Summary
In the summer of 2020, there was a big, short-lived spike in malicious Office documents. The Emotet crew had been quiet in the spring and began leveraging their botnet to send extremely convincing phishing emails to their victims, often with a link to download an invoice or other document from a popular cloud service. Those documents contained malicious code that installed backdoors, ransomware, bankers, and other malware on unsuspecting victims’ computers. This blog post looks back at malicious Office document trends in 2020, with a preview of what is to come in 2021.
This blog post accompanies the release of the February 2021 Cloud and Threat Report, which analyzes 2020’s most interesting trends in enterprise cloud and web security. In addition to highlighting the increase in cloud app usage, the Cloud Threat Report also highlights four other noteworthy trends from 2020:
- Cloud app use continues to rise, with a 20% increase led by collaboration and consumer apps
- Cloud-delivered malware continues to increase, now representing 61% of all malware.

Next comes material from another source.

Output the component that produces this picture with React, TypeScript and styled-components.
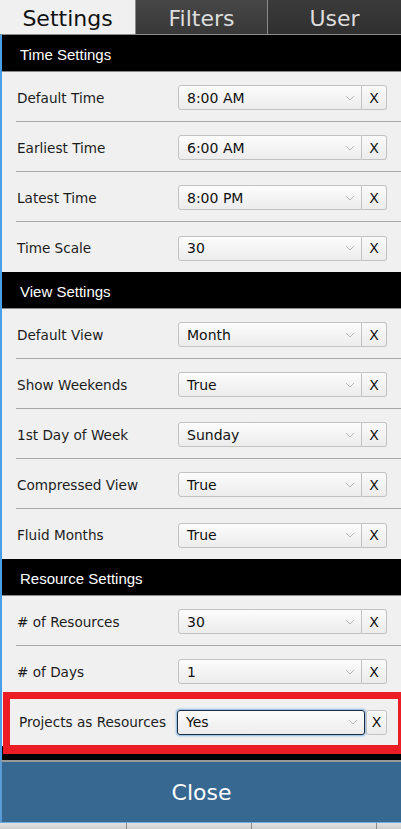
import React from "react";
import styled, { createGlobalStyle } from "styled-components";

const GlobalStyle = createGlobalStyle`
  html, body {
    margin: 0;
    padding: 0;
    background: #f0f0f0;
  }
  #root {
    width: 401px;
    height: 829px;
    overflow: hidden;
  }
`;

type Setting = { label: string; value: string; focused?: boolean };
type Section = { title: string; rows: Setting[] };

const sections: Section[] = [
  {
    title: "Time Settings",
    rows: [
      { label: "Default Time", value: "8:00 AM" },
      { label: "Earliest Time", value: "6:00 AM" },
      { label: "Latest Time", value: "8:00 PM" },
      { label: "Time Scale", value: "30" },
    ],
  },
  {
    title: "View Settings",
    rows: [
      { label: "Default View", value: "Month" },
      { label: "Show Weekends", value: "True" },
      { label: "1st Day of Week", value: "Sunday" },
      { label: "Compressed View", value: "True" },
      { label: "Fluid Months", value: "True" },
    ],
  },
  {
    title: "Resource Settings",
    rows: [
      { label: "# of Resources", value: "30" },
      { label: "# of Days", value: "1" },
      { label: "Projects as Resources", value: "Yes", focused: true },
    ],
  },
];

const tabs = ["Settings", "Filters", "User"];

const App: React.FC = () => {
  return (
    <>
      <GlobalStyle />
      <Screen>
        <TabBar>
          {tabs.map((t, i) => (
            <Tab key={t} $active={i === 0} $index={i}>
              {t}
            </Tab>
          ))}
        </TabBar>

        <Panel>
          {sections.map((s) => (
            <div key={s.title}>
              <SectionHeader>{s.title}</SectionHeader>
              {s.rows.map((r) => (
                <Row key={r.label}>
                  <Label $focused={r.focused}>{r.label}</Label>
                  <Select $focused={r.focused}>
                    <span>{r.value}</span>
                    <svg width="10" height="6" viewBox="0 0 10 6">
                      <path d="M1 1 L5 5 L9 1" fill="none" stroke="#b8b8b8" strokeWidth="1" />
                    </svg>
                  </Select>
                  <ClearButton $focused={r.focused}>X</ClearButton>
                  {r.focused && <Highlight />}
                </Row>
              ))}
            </div>
          ))}
          <Filler />
        </Panel>

        <CloseButton>Close</CloseButton>
        <Footer>
          <span />
          <span />
          <span />
          <span />
        </Footer>
      </Screen>
    </>
  );
};

const Screen = styled.div`
  width: 401px;
  height: 829px;
  display: flex;
  flex-direction: column;
  background: #f0f0f0;
`;

const TabBar = styled.div`
  display: grid;
  grid-template-columns: 135px 132px 134px;
  height: 34px;
  border-bottom: 1px solid #8c8c8c;
  flex-shrink: 0;
`;

const Tab = styled.div<{ $active: boolean; $index: number }>`
  display: flex;
  align-items: center;
  justify-content: center;
  font-family: "DejaVu Sans", Verdana, sans-serif;
  font-size: 22px;
  color: ${(p) => (p.$active ? "#111" : "#dedede")};
  background: ${(p) =>
    p.$active
      ? "#f0f0f0"
      : p.$index === 1
      ? "linear-gradient(#474747, #383838)"
      : "linear-gradient(#3b3b3b, #2f2f2f)"};
  border-left: ${(p) => (p.$index === 0 ? "none" : "1px solid #8a8a8a")};
  padding-top: 2px;
`;

const Panel = styled.div`
  border-left: 2px solid #4a9ee6;
  background: #f0f0f0;
  display: flex;
  flex-direction: column;
  flex-shrink: 0;
`;

const SectionHeader = styled.div`
  box-sizing: border-box;
  height: 37px;
  background: #000;
  border-bottom: 1px solid #8a8a8a;
  color: #fff;
  font-family: "Liberation Sans", Arial, sans-serif;
  font-size: 15px;
  display: flex;
  align-items: center;
  padding: 2px 0 0 18px;
`;

const Row = styled.div`
  position: relative;
  box-sizing: border-box;
  height: 50px;
  margin-left: 14px;
  padding-top: 2px;
  border-bottom: 1px solid #a8a8a8;
  display: flex;
  align-items: center;
  &:last-child {
    border-bottom: none;
  }
`;

const Label = styled.div<{ $focused?: boolean }>`
  width: ${(p) => (p.$focused ? "161px" : "162px")};
  padding-left: ${(p) => (p.$focused ? "3px" : "1px")};
  box-sizing: border-box;
  font-family: "DejaVu Sans", Verdana, sans-serif;
  font-size: 13.6px;
  color: #1c1c1c;
  white-space: nowrap;
`;

const Select = styled.div<{ $focused?: boolean }>`
  box-sizing: border-box;
  width: ${(p) => (p.$focused ? "188px" : "184px")};
  height: 25px;
  display: flex;
  align-items: center;
  justify-content: space-between;
  padding: 0 6px 0 8px;
  font-family: "DejaVu Sans", Verdana, sans-serif;
  font-size: 14px;
  color: #111;
  background: linear-gradient(#fcfcfc, #ececec);
  border: 1px solid ${(p) => (p.$focused ? "#1d2b3a" : "#c2c2c2")};
  border-radius: 3px 0 0 3px;
  ${(p) =>
    p.$focused &&
    `
    border-radius: 3px;
    box-shadow: 0 0 2px 1px #7fb3e8;
  `}
`;

const ClearButton = styled.div<{ $focused?: boolean }>`
  box-sizing: border-box;
  width: ${(p) => (p.$focused ? "21px" : "25px")};
  height: 25px;
  margin-left: ${(p) => (p.$focused ? "1px" : "0")};
  display: flex;
  align-items: center;
  justify-content: center;
  font-family: "DejaVu Sans", Verdana, sans-serif;
  font-size: 14px;
  color: #111;
  background: linear-gradient(#fafafa, #ececec);
  border: 1px solid #c2c2c2;
  border-left: ${(p) => (p.$focused ? "1px solid #c2c2c2" : "none")};
  border-radius: ${(p) => (p.$focused ? "3px" : "0 3px 3px 0")};
`;

const Highlight = styled.div`
  position: absolute;
  left: -13px;
  right: -4px;
  top: -4px;
  height: 46px;
  border: 7px solid #ec1c24;
  border-bottom-width: 9px;
  box-sizing: content-box;
  pointer-events: none;
`;

const Filler = styled.div`
  height: 14px;
  background: #000;
`;

const CloseButton = styled.div`
  flex-shrink: 0;
  height: 60px;
  border-top: 2px solid #9a9a9a;
  border-left: 2px solid #5a9bd6;
  background: #376892;
  color: #fff;
  font-family: "DejaVu Sans", Verdana, sans-serif;
  font-size: 22px;
  display: flex;
  align-items: center;
  justify-content: center;
`;

const Footer = styled.div`
  flex: 1;
  display: grid;
  grid-template-columns: 126px 125px 125px 25px;
  border-top: 1px solid #6fa8dc;
  background: linear-gradient(#e2e2e2, #cfcfcf);
  span + span {
    border-left: 1px solid #8a8a8a;
  }
`;

export default App;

- Cloud phishing continues to increase, with 13% of phishing campaigns hosted in the cloud and 33% targeting cloud app credentials.
- Personal app usage in the enterprise continues to increase, with 83% of users accessing personal apps from managed devices.
The calm
The February 2021 Cloud and Threat Report examines trends in malicious Office documents at a quarterly granularity. In this blog post, we take a more granular look at a broader dataset. The chart below shows the percentage of malware downloads detected by the Netskope Security Cloud Platform that were Office documents. For the first three months of the year, Office documents represented nearly 20% of all malware downloads. This changed in April and May, in the early days of the COVID-19 pandemic, when the Emotet crew and other threat actors were relatively quiet. During that time, only 10% of malware downloads were Office documents.
Throughout the year, the Office document format most favored by cybercriminals was the Excel spreadsheet, representing 61.1% of all the malicious office documents in 2020. Excel is most popular because it provides rich scripting capabilities that threat actors abuse for malicious purposes. Word documents were the second most popular, followed by a small selection of Powerpoint documents.